We saw a range of performances on total run time depending on the sorting algorithm used. Total run time was calculated as the Ttotal = Tsort + Tsearch. In the following sections, we explain differences in performances in the sort and search times.

Sort

Each of the sorting algorithms behaved as expected. Insertion sort ran very slowly ranging from 221.45 to 224.493 seconds whereas the quicksort ran in the range from .100246 to .100391 seconds and merge ran slightly slower than quicksort at .395506 to .3999265 seconds. This timing reflects the calculated different average case time scenarios.

Hashing did not need to sort the data, thus its value can be interpretted as 0.

Search

The high level view of our searching algorithm is as follows. For each character in our grid, search all 8 directions for words starting with that character. For an NxN grid, this costs roughly N^3*8(Lookup) where "Lookup" is the cost to determine if a given word exists within our word list. This meant that as the problem size scaled, search times would far outstrip sort times (the highest of which was X^2, if X is the size of a given wordList). This was also observed empirically where sorting wordlist2 took ~200s and (single threaded) searching took ~350 seconds.

Results

For algorithms where we organized data by sorting, we were able to significantly reduce our search time by performing lookups to see if words starting with a given string existed in our wordlist. If no word with existed with the gvien stem, we could stop searching a given direction and continue on the next direction. For example, if the first 3 letters of a sequence were "xyz", and there weren't any words in our wordlist that started with "xyz", we could safely stop searching for more words in this direction. In the case of the 250x250 grid, this meant not having to perform 247 more searches. Emplying this optimization saw a 230x improvement.

Because we cannot perform a similar optimzation with our hash table, our search using a hash table must search through the entire 250x250 grid. This difference in performance is shown in the algorithmic complexity of the two searching algoritms: the unsorted serach algorithm will always perform in n^3 time while the sorted algorithm ranges from best case n^2 time to worst case n^3.

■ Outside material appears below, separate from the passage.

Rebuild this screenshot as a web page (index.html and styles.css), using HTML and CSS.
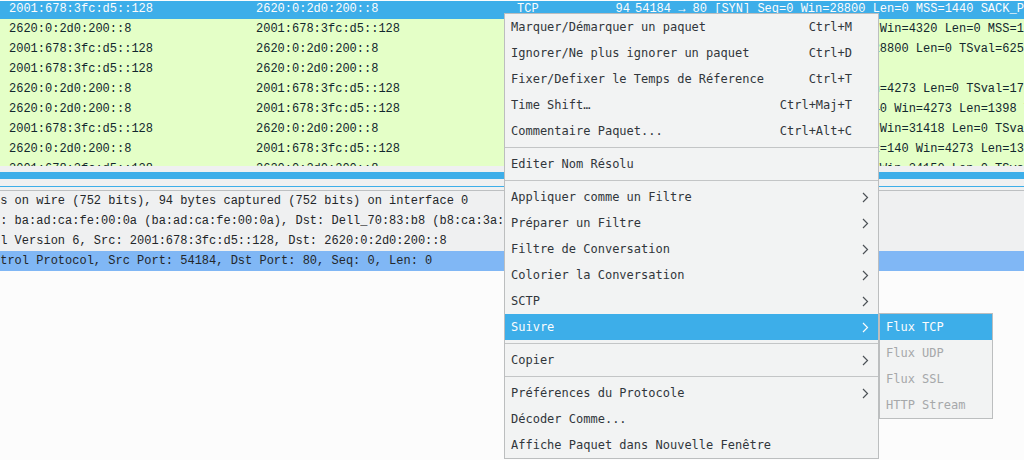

Threading vs Algorithmic Complexity

This project also demonstrated an important concept in scalability. We improved performance by decreasing algorithmic complexity and by parallelizing our search algorithm. If we look at the impact each of these improvments had, we see that the perforamnce increase gained by improving our algorithmic complexity far outstrips the performance boost from multithreading.

By reducing the algorithmic complexity of the program, we reduce the amount of work we our program needs to do. By adding multithreading, we increase the amount of work our program can do per unit time. As our problem sizes grow larger and larger, the impact of reducing the work we need to do by a factor of n outstrips the speedup gained by multithreading. Furthermore, the speedup gained by multithreading any applciation is limited by the number of available cores.